How he’d describe his job to a 10-year-old: I work in the Data Center Group, which basically builds super powerful computer systems that run the world’s modern services. All our data such as photos, videos and documents get stored here, and these systems move all our data such as emails and messages around the world. My team improves the processing of all this data so that people can enjoy services like Google Docs* and Classroom*, shopping online via Amazon*, playing online games, making video calls or watching their favorite shows on Netflix*.New challenges from across Intel: Vinodh works in the Data Center Group’s System Innovation Lab. He and his co-workers are like a special forces team — rather than focus on a particular product, they are often pulled in by teams from across the company to help improve existing designs or create new features. Recently, they tackled encryption for Intel® Optane™ DC Persistent Memory, encryption for graphics and display, and compression engines for machine learning and 5G data. “The solution could be microarchitecture, it could be an instruction, it could be all software,” Vinodh says. “Each engagement takes you in a different direction.”
Getting ahead of the issues: “We follow the data,” Vinodh says of his team’s skillset, which often puts them at the front edge of problems that others don’t see coming. “The opportunity now is just immense with the amount of data that’s being generated and what we foresee is going to happen,” he says. He highlights the need to secure data (with encryption), to move and store it efficiently (with compression) and process it (with analytics). “There’s so much demand and all of these problems are just so critical. You’re never done with any of them.”
A family tree of innovation: Vinodh’s work has led to 193 patent families and counting (a patent family is a single invention that can result in many patents in different countries), yielding over 300 issued patents — 170 in the U.S. alone. He’s filed inventions across eight different Intel patent committees and a wide span of technology: instruction sets, processor architecture, accelerators, algorithms, memory, storage and interconnects. Intel Senior Fellow Matt Adiletta, who leads the System Innovation Lab, says Vinodh “is rare in that he can move comfortably across deep technical domains while contributing to each. He has consistently demonstrated a curiosity and technical energy to innovate and solve the toughest problems.”
Serving 2 billion online shoppers, securely: What earned Vinodh Intel’s 2019 Inventor of the Year honor is not just the number and breadth of his inventions, but their long-term impact. Remember, for example, when encryption was rare because the performance overhead was too great? That was before Vinodh and team helped invent and introduce features like AES-NI. First implemented in the “Westmere” generation of the Intel® Xeon® processor, it made encryption essentially free. “Every time you securely shop online, you are likely to be using some of Vinodh’s many innovations making encryption more efficient,” says Wajdi Feghali, Intel Fellow and Vinodh’s boss.

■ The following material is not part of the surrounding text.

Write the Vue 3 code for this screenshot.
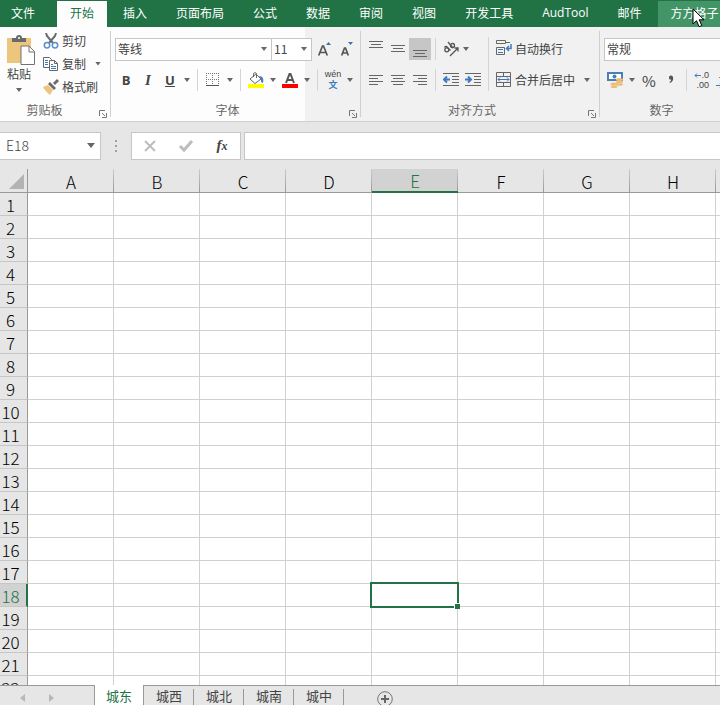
<template>
  <div class="workbook">
    <nav class="tabs">
      <button
        v-for="tab in tabs"
        :key="tab"
        class="tab"
        :class="{ file: tab === '文件', active: tab === activeTab, hovered: tab === hoveredTab }"
        @click="activeTab = tab"
      >
        {{ tab }}
        <svg v-if="tab === hoveredTab" class="pointer" viewBox="0 0 13 20">
          <path d="M1 1v15l3.5-3.3 2.6 6 2.7-1.2-2.6-5.7H12z" fill="#fff" stroke="#000" />
        </svg>
      </button>
    </nav>

    <div class="ribbon">
      <section class="group clipboard">
        <div class="group-body">
          <button class="paste">
            <svg class="paste-icon" viewBox="0 0 28 30">
              <path d="M0 3h24v25H0z" fill="#ebc67c" />
              <path d="M5 3h4a3 3 0 016 0h4v4H5z" fill="#6a6a6a" />
              <circle cx="12" cy="3" r="1" fill="#fff" />
              <path d="M14 11h8l5.500 5.500V29.500H14z" fill="#fff" stroke="#737373" />
              <path d="M22 11v6h5.500" fill="none" stroke="#737373" />
            </svg>
            <span>粘贴</span>
            <i class="caret"></i>
          </button>
          <div class="clip-list">
            <button class="clip-item">
              <svg class="icon" viewBox="0 0 16 16">
                <path d="M3 0l1 3 6 7M13 0l-1 3-6 7" fill="none" stroke="#6a6a6a" stroke-width="2" />
                <circle cx="4" cy="12.200" r="2.700" fill="none" stroke="#5b8fcb" stroke-width="1.500" />
                <circle cx="12" cy="12.200" r="2.700" fill="none" stroke="#5b8fcb" stroke-width="1.500" />
              </svg>
              剪切
            </button>
            <button class="clip-item">
              <svg class="icon" viewBox="0 0 16 16">
                <path d="M.5 1.500h6l2 2v8h-8z" fill="#fff" stroke="#666" />
                <path d="M2 4.500h3M2 6.500h3M2 8.500h3" stroke="#3f7abf" />
                <path d="M6.500 4.500h5l3 3v7h-8z" fill="#fff" stroke="#666" />
                <path d="M11.500 4.500v3h3" fill="none" stroke="#666" />
                <path d="M8 8.500h2M8 10.500h5M8 12.500h5" stroke="#3f7abf" />
              </svg>
              复制
              <i class="caret copy-caret"></i>
            </button>
            <button class="clip-item">
              <svg class="icon" viewBox="0 0 16 16">
                <path d="M0 8l5-2 5 5-3 5c-1-1-5-4-7-8z" fill="#ebc67c" />
                <path d="M5 5l2-2 6 6-2 2zM10 4l4-4 2 2-4 4z" fill="#6a6a6a" />
              </svg>
              格式刷
            </button>
          </div>
        </div>
        <div class="group-foot">
          <span class="group-name">剪贴板</span>
          <button class="launcher" aria-label="剪贴板设置"><svg viewBox="0 0 8 8"><path d="M.5 6V.5H6M3 3l3 3M7.500 3v4.500H3" /></svg></button>
        </div>
      </section>

      <section class="group font">
        <div class="group-body rows">
          <div class="row">
            <span class="combo font-name">
              <select v-model="fontName" aria-label="字体"><option>等线</option><option>宋体</option></select>
              <i class="caret"></i>
            </span>
            <span class="combo font-size">
              <select v-model="fontSize" aria-label="字号"><option>11</option><option>12</option></select>
              <i class="caret"></i>
            </span>
            <button class="tool grow" aria-label="增大字号">
              <svg class="icon" viewBox="0 0 16 16">
                <path d="M1.700 14.500L5.500 5h1l3.800 9.500M3.500 11.500h5" fill="none" stroke="#555" stroke-width="1.700" />
                <path d="M9 4h5l-2.500-3z" fill="#3f6fb0" />
              </svg>
            </button>
            <button class="tool" aria-label="减小字号">
              <svg class="icon" viewBox="0 0 16 16">
                <path d="M2.700 14.500L5.500 7h1l2.800 7.500M4 12h4" fill="none" stroke="#555" stroke-width="1.700" />
                <path d="M9 1h5l-2.500 3z" fill="#3f6fb0" />
              </svg>
            </button>
          </div>
          <div class="row">
            <button class="tool bold">B</button>
            <button class="tool italic">I</button>
            <button class="tool underline">U</button>
            <button class="drop" aria-label="下划线选项"><i class="caret"></i></button>
            <i class="sep"></i>
            <button class="tool" aria-label="边框">
              <svg class="icon" viewBox="0 0 16 16">
                <path d="M1.500 1v13M7.500 1v13M13.500 1v13M1 1.500h13M1 7.500h13" fill="none" stroke="#777" stroke-dasharray="1 1" />
                <path d="M1 13.500h13" stroke="#555" />
              </svg>
            </button>
            <button class="drop" aria-label="边框选项"><i class="caret"></i></button>
            <i class="sep"></i>
            <button class="tool" aria-label="填充颜色">
              <svg class="icon" viewBox="0 0 16 16">
                <path d="M2 7l6-5 5 5-6 4.500z" fill="#fff" stroke="#666" />
                <path d="M5.500 5V1.500Q7-.5 8.500 1.500V6" fill="none" stroke="#666" />
                <path d="M11 4c4 0 5 3 4 7l-2-1V7z" fill="#4a7fb5" />
                <path d="M0 12h16v4H0z" fill="#ff0" />
              </svg>
            </button>
            <button class="drop" aria-label="填充颜色选项"><i class="caret"></i></button>
            <button class="tool" aria-label="字体颜色">
              <svg class="icon" viewBox="0 0 16 16">
                <path d="M4 11L7.500 2h1L12 11M5 8h6" fill="none" stroke="#555" stroke-width="2" />
                <path d="M0 12h16v4H0z" fill="#f00" />
              </svg>
            </button>
            <button class="drop" aria-label="字体颜色选项"><i class="caret"></i></button>
            <i class="sep"></i>
            <button class="tool phonetic"><span>wén</span><b>文</b></button>
            <button class="drop" aria-label="拼音选项"><i class="caret"></i></button>
          </div>
        </div>
        <div class="group-foot">
          <span class="group-name">字体</span>
          <button class="launcher" aria-label="字体设置"><svg viewBox="0 0 8 8"><path d="M.5 6V.5H6M3 3l3 3M7.500 3v4.500H3" /></svg></button>
        </div>
      </section>

      <section class="group align">
        <div class="group-body">
          <div class="rows align-tools">
            <div class="row">
              <button v-for="a in vertical" :key="a.name" class="tool" :class="{ pressed: a.name === '底端对齐' }" :aria-label="a.name">
                <svg class="icon" viewBox="0 0 16 16"><path :d="a.path" class="line" /></svg>
              </button>
              <i class="sep"></i>
              <button class="tool" aria-label="方向">
                <svg class="icon" viewBox="0 0 16 16">
                  <g fill="none" stroke="#555" stroke-width="1.300">
                    <circle cx="3.800" cy="8.800" r="2" />
                    <path d="M1.500 6.500q1.500-2 3 0l3 3" />
                    <path d="M5 1l5 6" />
                    <circle cx="9.500" cy="4.500" r="2" />
                    <path d="M7 15l8-8M11.500 7H15v3.500" />
                  </g>
                </svg>
              </button>
              <button class="drop near" aria-label="方向选项"><i class="caret"></i></button>
            </div>
            <div class="row">
              <button v-for="a in horizontal" :key="a.name" class="tool" :aria-label="a.name">
                <svg class="icon" viewBox="0 0 16 16"><path :d="a.path" class="line" /></svg>
              </button>
              <i class="sep"></i>
              <button class="tool" aria-label="减少缩进量">
                <svg class="icon" viewBox="0 0 16 16">
                  <path d="M0 1.500h16M9 4.500h7M9 7.500h7M9 10.500h7M0 13.500h16" class="line" />
                  <path d="M7 7.500H1M4 4.500l-3 3 3 3" fill="none" stroke="#3f7abf" stroke-width="2" />
                </svg>
              </button>
              <button class="tool" aria-label="增加缩进量">
                <svg class="icon" viewBox="0 0 16 16">
                  <path d="M0 1.500h16M9 4.500h7M9 7.500h7M9 10.500h7M0 13.500h16" class="line" />
                  <path d="M0 7.500h6M3 4.500l3 3-3 3" fill="none" stroke="#3f7abf" stroke-width="2" />
                </svg>
              </button>
            </div>
          </div>
          <i class="sep tall"></i>
          <div class="rows wrap-tools">
            <div class="row">
              <button class="labelled">
                <svg class="icon" viewBox="0 0 16 16">
                  <path d="M.5.500h9v3h-9zM.5 7.500h8v7h-8zM9 2.500h5" fill="none" stroke="#666" />
                  <path d="M2 9.500h5M2 12.500h5" stroke="#3f7abf" />
                  <path d="M15 4v4.500h-4M13 6l-2.500 2.500L13 11" fill="none" stroke="#3f7abf" stroke-width="1.500" />
                </svg>
                自动换行
              </button>
            </div>
            <div class="row">
              <button class="labelled">
                <svg class="icon" viewBox="0 0 16 16">
                  <path d="M.5 1.500h14v14H.5zM.5 5.500h14M.5 11.500h14M7.500 1.500v4M7.500 11.500v4" fill="none" stroke="#666" />
                  <path d="M2 8.500h11M4 6.500l-2 2 2 2M11 6.500l2 2-2 2" fill="none" stroke="#3f7abf" />
                </svg>
                合并后居中
              </button>
              <button class="drop merge-drop" aria-label="合并选项"><i class="caret"></i></button>
            </div>
          </div>
        </div>
        <div class="group-foot">
          <span class="group-name">对齐方式</span>
          <button class="launcher" aria-label="对齐设置"><svg viewBox="0 0 8 8"><path d="M.5 6V.5H6M3 3l3 3M7.500 3v4.500H3" /></svg></button>
        </div>
      </section>

      <section class="group number">
        <div class="group-body rows">
          <div class="row">
            <span class="combo number-format">
              <select v-model="numberFormat" aria-label="数字格式"><option>常规</option><option>数值</option></select>
              <i class="caret"></i>
            </span>
          </div>
          <div class="row">
            <button class="tool" aria-label="会计数字格式">
              <svg class="icon" viewBox="0 0 16 16">
                <path d="M1 1h14v7H1z" fill="#fff" stroke="#4a7fb5" stroke-width="2" />
                <circle cx="7.500" cy="4.500" r="2" fill="#4a7fb5" />
                <ellipse cx="12.500" cy="7.500" rx="3.500" ry="1.500" fill="#ebbd78" />
                <ellipse cx="12.500" cy="10" rx="3.500" ry="1.300" fill="#ebbd78" />
                <ellipse cx="12.500" cy="12.500" rx="3.500" ry="1.300" fill="#ebbd78" />
                <ellipse cx="7" cy="12" rx="3.500" ry="1.500" fill="#ebbd78" />
                <ellipse cx="7" cy="14.700" rx="3.500" ry="1.300" fill="#ebbd78" />
              </svg>
            </button>
            <button class="drop" aria-label="会计格式选项"><i class="caret"></i></button>
            <button class="tool percent">%</button>
            <button class="tool comma" aria-label="千位分隔样式">
              <svg class="icon" viewBox="0 0 16 16"><path d="M6 6a2 2 0 014-1q1 4-3 6l-.5-1q2-1 1.500-2.500Q6 8 6 6z" fill="#555" /></svg>
            </button>
            <i class="sep"></i>
            <button class="tool decimals">
              <span><svg viewBox="0 0 7 5"><path d="M7 2.500H1M3 .5l-2 2 2 2" /></svg>.0</span>
              <span>.00</span>
            </button>
            <button class="tool decimals">
              <span>.00</span>
              <span><svg viewBox="0 0 7 5"><path d="M0 2.500h6M4 .5l2 2-2 2" /></svg>.0</span>
            </button>
          </div>
        </div>
        <div class="group-foot">
          <span class="group-name">数字</span>
          <button class="launcher" aria-label="数字设置"><svg viewBox="0 0 8 8"><path d="M.5 6V.5H6M3 3l3 3M7.500 3v4.500H3" /></svg></button>
        </div>
      </section>
    </div>

    <div class="formula-bar">
      <div class="name-box">
        <input v-model="cellName" aria-label="名称框" />
        <button class="drop" aria-label="名称列表"><i class="caret large"></i></button>
      </div>
      <svg class="dots" viewBox="0 0 2 12"><path d="M0 0h2v2H0zM0 5h2v2H0zM0 10h2v2H0z" fill="#a0a0a0" /></svg>
      <div class="formula-actions">
        <button aria-label="取消"><svg class="icon" viewBox="0 0 16 16"><path d="M3 3l10 10M13 3L3 13" fill="none" stroke="#bdbdbd" stroke-width="2" /></svg></button>
        <button aria-label="输入"><svg class="icon" viewBox="0 0 16 16"><path d="M2 8l4 4 8-9" fill="none" stroke="#bdbdbd" stroke-width="3" /></svg></button>
        <button class="fx">f<sub>x</sub></button>
      </div>
      <input v-model="formula" class="formula" aria-label="编辑栏" />
    </div>

    <main class="sheet">
      <table>
        <thead>
          <tr>
            <th class="corner"><svg viewBox="0 0 15 15"><path d="M15 0v15H0z" fill="#b3b3b3" /></svg></th>
            <th v-for="col in columns" :key="col" class="col-head" :class="{ current: col === 'E' }">{{ col }}</th>
          </tr>
        </thead>
        <tbody>
          <tr v-for="n in 22" :key="n">
            <th class="row-head" :class="{ current: n === 18 }">{{ n }}</th>
            <td v-for="col in columns" :key="col" :class="{ selected: col + n === 'E18' }"></td>
          </tr>
        </tbody>
      </table>
    </main>

    <footer class="sheet-bar">
      <div class="sheet-nav">
        <button aria-label="上一个"><svg viewBox="0 0 5 8"><path d="M5 0v8L0 4z" /></svg></button>
        <button aria-label="下一个"><svg viewBox="0 0 5 8"><path d="M0 0v8l5-4z" /></svg></button>
      </div>
      <button
        v-for="name in sheets"
        :key="name"
        class="sheet-tab"
        :class="{ active: name === activeSheet }"
        @click="activeSheet = name"
      >{{ name }}</button>
      <button class="add" aria-label="新工作表">
        <svg viewBox="0 0 16 16"><circle cx="8" cy="8" r="7.300" fill="none" stroke="#777" /><path d="M8 4v8M4 8h8" stroke="#666" stroke-width="2" /></svg>
      </button>
    </footer>
  </div>
</template>

<script setup>
import { ref } from 'vue';

const tabs = ['文件', '开始', '插入', '页面布局', '公式', '数据', '审阅', '视图', '开发工具', 'AudTool', '邮件', '方方格子'];
const activeTab = ref('开始');
const hoveredTab = '方方格子';

const fontName = ref('等线');
const fontSize = ref('11');
const numberFormat = ref('常规');
const cellName = ref('E18');
const formula = ref('');

const vertical = [
  { name: '顶端对齐', path: 'M1 .5h14M3 3.500h10M1 6.500h14' },
  { name: '垂直居中', path: 'M1 4.500h14M3 7.500h10M1 10.500h14' },
  { name: '底端对齐', path: 'M1 9.500h14M3 12.500h10M1 15.500h14' },
];
const horizontal = [
  { name: '左对齐', path: 'M1 3.500h14M1 6.500h9M1 9.500h14M1 12.500h9' },
  { name: '居中', path: 'M1 3.500h14M3 6.500h10M1 9.500h14M3 12.500h10' },
  { name: '右对齐', path: 'M1 3.500h14M6 6.500h9M1 9.500h14M6 12.500h9' },
];

const columns = ['A', 'B', 'C', 'D', 'E', 'F', 'G', 'H', 'I'];
const sheets = ['城东', '城西', '城北', '城南', '城中'];
const activeSheet = ref('城东');
</script>

<style>
body {
  margin: 0;
}
</style>

<style scoped>
.workbook {
  display: flex;
  flex-direction: column;
  height: 100vh;
  overflow: hidden;
  background: #e6e6e6;
  color: #444;
  font-family: "Noto Sans CJK SC", sans-serif;
  font-size: 12px;
}

.workbook * {
  box-sizing: border-box;
}

button, input, select {
  margin: 0;
  padding: 0;
  border: 0;
  border-radius: 0;
  background: none;
  color: inherit;
  font: inherit;
  white-space: nowrap;
}

svg {
  display: block;
  flex-shrink: 0;
}

.icon {
  width: 16px;
  height: 16px;
}

.line {
  fill: none;
  stroke: #666;
}

.caret {
  width: 6px;
  height: 4px;
  flex-shrink: 0;
  background: #666;
  clip-path: polygon(0 0, 100% 0, 50% 100%);
}

.caret.large {
  width: 8px;
  height: 5px;
}

/* tabs */
.tabs {
  display: flex;
  gap: 3px;
  flex-shrink: 0;
  height: 27px;
  padding-top: 1px;
  overflow: hidden;
  background: #217346;
}

.tab {
  position: relative;
  flex-shrink: 0;
  padding: 0 13px 3px;
  color: #fff;
  font-family: "Open Sans", "Noto Sans CJK SC", sans-serif;
}

.tab.file {
  padding-left: 11px;
  padding-right: 19px;
}

.tab.active {
  background: #fdfdfd;
  color: #217346;
}

.tab.hovered {
  background: #439467;
}

.pointer {
  position: absolute;
  left: 34px;
  top: 7px;
  width: 13px;
  height: 20px;
}

/* ribbon */
.ribbon {
  display: flex;
  flex-shrink: 0;
  height: 95px;
  overflow: hidden;
  border-bottom: 1px solid #cfcfcf;
  background: #f1f1f1;
}

.group {
  position: relative;
  display: flex;
  flex-direction: column;
  flex-shrink: 0;
}

.group::after {
  content: "";
  position: absolute;
  top: 4px;
  right: 0;
  bottom: 4px;
  width: 1px;
  background: #d0d0d0;
}

.clipboard {
  width: 111px;
  background: #fdfdfd;
}

.font {
  width: 250px;
  background: linear-gradient(to right, #fdfdfd 194px, #f1f1f1 194px);
}

.align {
  width: 239px;
}

.number {
  width: 140px;
}

.group-body {
  display: flex;
  height: 74px;
}

.rows {
  display: flex;
  flex-direction: column;
  gap: 9px;
  padding: 11px 0 0 4px;
}

.row {
  display: flex;
  align-items: center;
  height: 22px;
}

.group-foot {
  display: flex;
  height: 20px;
  color: #666;
  line-height: 18px;
}

.group-name {
  flex: 1;
  text-align: center;
}

.clipboard .group-name {
  padding-right: 5px;
}

.launcher {
  display: flex;
  justify-content: flex-end;
  width: 17px;
  padding: 9px 4px 0 0;
}

.launcher svg {
  width: 8px;
  height: 8px;
  fill: none;
  stroke: #777;
}

.paste {
  display: flex;
  flex-direction: column;
  align-items: center;
  width: 43px;
  padding: 8px 5px 0 0;
  line-height: 18px;
}

.paste-icon {
  width: 28px;
  height: 30px;
  margin-left: 4px;
}

.paste .caret {
  margin-top: 5px;
}

.clip-list {
  padding-top: 3px;
}

.clip-item {
  display: flex;
  align-items: center;
  gap: 3px;
  height: 23px;
  padding-bottom: 2px;
}

.copy-caret {
  margin-left: 6px;
}

.combo {
  display: grid;
  align-items: center;
  height: 23px;
  border: 1px solid #c6c6c6;
  background: #fff;
}

.combo select,
.combo .caret {
  grid-area: 1 / 1;
}

.combo select {
  width: 100%;
  height: 21px;
  padding: 0 0 2px 2px;
  appearance: none;
}

.combo .caret {
  justify-self: end;
  margin-right: 4px;
  pointer-events: none;
}

.font-name {
  width: 157px;
}

.font-size {
  width: 40px;
  border-left: 0;
}

.number-format {
  width: 130px;
}

.tool {
  display: flex;
  align-items: center;
  justify-content: center;
  flex-shrink: 0;
  width: 22px;
  height: 22px;
}

.tool.pressed {
  background: #c6c6c6;
}

.tool.grow {
  margin-left: 2px;
}

.drop {
  display: flex;
  align-items: center;
  justify-content: center;
  width: 12px;
  height: 22px;
}

.drop.near {
  width: 8px;
}

.sep {
  width: 1px;
  height: 22px;
  margin: 0 4px;
  background: #d4d4d4;
}

.sep.tall {
  height: 54px;
  margin-top: 10px;
}

.bold, .italic, .underline {
  font-family: "Open Sans", sans-serif;
  font-size: 13px;
  font-weight: 700;
}

.italic {
  font-family: "Liberation Serif", serif;
  font-size: 15px;
  font-style: italic;
}

.underline {
  text-decoration: underline;
}

.phonetic {
  flex-direction: column;
  font-family: "Liberation Sans", "Noto Sans CJK SC", sans-serif;
  font-size: 9px;
  line-height: 11px;
}

.phonetic b {
  color: #3f7abf;
  font-weight: 700;
}

.wrap-tools {
  padding-left: 3px;
}

.labelled {
  display: flex;
  align-items: center;
  gap: 3px;
  padding-bottom: 2px;
}

.merge-drop {
  margin-left: 6px;
}

.percent {
  font-size: 15px;
}

.decimals {
  flex-direction: column;
  align-items: flex-end;
  padding-right: 4px;
  font-family: "Liberation Sans", sans-serif;
  font-size: 9px;
  line-height: 10px;
}

.decimals span {
  display: flex;
  align-items: center;
}

.decimals svg {
  width: 7px;
  height: 5px;
  fill: none;
  stroke: #3f7abf;
}

/* formula bar */
.formula-bar {
  display: flex;
  align-items: center;
  flex-shrink: 0;
  height: 47px;
}

.name-box, .formula-actions, .formula {
  height: 28px;
  border: 1px solid #c6c6c6;
  background: #fff;
}

.name-box {
  display: flex;
  align-items: center;
  width: 101px;
  padding-right: 3px;
  border-left: 0;
}

.name-box input {
  flex: 1;
  min-width: 0;
  padding: 0 0 2px 6px;
  font-size: 14px;
  font-weight: 300;
}

.dots {
  width: 2px;
  height: 12px;
  margin: 0 14px;
}

.formula-actions {
  display: flex;
  width: 110px;
}

.formula-actions button {
  display: flex;
  flex: 1;
  align-items: center;
  justify-content: center;
}

.formula-actions .fx {
  font: italic 700 15px "Liberation Serif", serif;
}

.fx sub {
  font-size: 12px;
  line-height: 12px;
}

.formula {
  flex: 1;
  min-width: 0;
  margin-left: 3px;
  padding-left: 6px;
  border-right: 0;
  font-size: 14px;
}

/* sheet */
.sheet {
  flex: 1;
  min-height: 0;
  overflow: hidden;
}

table {
  width: 802px;
  table-layout: fixed;
  border-spacing: 0;
}

th, td {
  height: 23px;
  padding: 0;
}

th {
  padding-top: 2px;
  background: #e6e6e6;
  color: #000;
  font-size: 17px;
  font-weight: 300;
  line-height: 20px;
}

.corner {
  width: 28px;
  height: 24px;
  padding-top: 0;
  border-right: 1px solid #999;
  border-bottom: 1px solid #999;
}

.corner svg {
  width: 15px;
  height: 15px;
  margin: 2px 0 0 9px;
}

.col-head {
  width: 86px;
  border-bottom: 1px solid #999;
  background: linear-gradient(#ccc, #999) right / 1px 100% no-repeat #e6e6e6;
}

.col-head.current {
  border-bottom: 2px solid #217346;
  background-color: #d2d2d2;
  color: #217346;
}

.row-head {
  padding-right: 6px;
  border-right: 1px solid #999;
  border-bottom: 1px solid #c6c6c6;
}

.row-head.current {
  border-right: 2px solid #217346;
  padding-right: 5px;
  background: #d2d2d2;
  color: #217346;
}

td {
  position: relative;
  border-right: 1px solid #d0d0d0;
  border-bottom: 1px solid #d0d0d0;
  background: #fff;
}

.selected::before {
  content: "";
  position: absolute;
  z-index: 1;
  inset: -2px;
  border: 2px solid #217346;
}

.selected::after {
  content: "";
  position: absolute;
  z-index: 2;
  right: -3px;
  bottom: -3px;
  width: 5px;
  height: 5px;
  border: 1px solid #fff;
  border-right: 0;
  border-bottom: 0;
  box-sizing: content-box;
  background: #217346;
}

/* sheet tabs */
.sheet-bar {
  display: flex;
  flex-shrink: 0;
  height: 20px;
  overflow: hidden;
  background: linear-gradient(#999, #999) top / 100% 1px no-repeat #e6e6e6;
}

.sheet-nav {
  display: flex;
  gap: 24px;
  width: 94px;
  height: 26px;
  padding-left: 20px;
}

.sheet-nav svg {
  width: 5px;
  height: 8px;
  fill: #b8b8b8;
}

.sheet-tab {
  position: relative;
  width: 50px;
  height: 22px;
  font-size: 13px;
  line-height: 20px;
}

.sheet-tab::after {
  content: "";
  position: absolute;
  top: 4px;
  right: 0;
  bottom: 0;
  width: 1px;
  background: #999;
}

.sheet-tab.active {
  border: 1px solid #999;
  border-top: 0;
  background: #fff;
  color: #217346;
}

.sheet-tab.active::after {
  display: none;
}

.add {
  height: 28px;
  margin-left: 33px;
}

.add svg {
  width: 16px;
  height: 16px;
}
</style>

Always looking harder for ideas: “The key thing is to keep questioning your assumptions: what you’re doing, why you’re doing it. I’m always surprised how there’s opportunity for innovation in everything,” says Vinodh, who joined Intel in 2002. “The thing that you thought was done, if you look at it more carefully, you discover more cool things you could be doing. A lot of the innovation comes when you look harder. You need to challenge the status quo, and never accept that what you have can’t be improved. The ideas are there. It’s just who looks harder to find them.”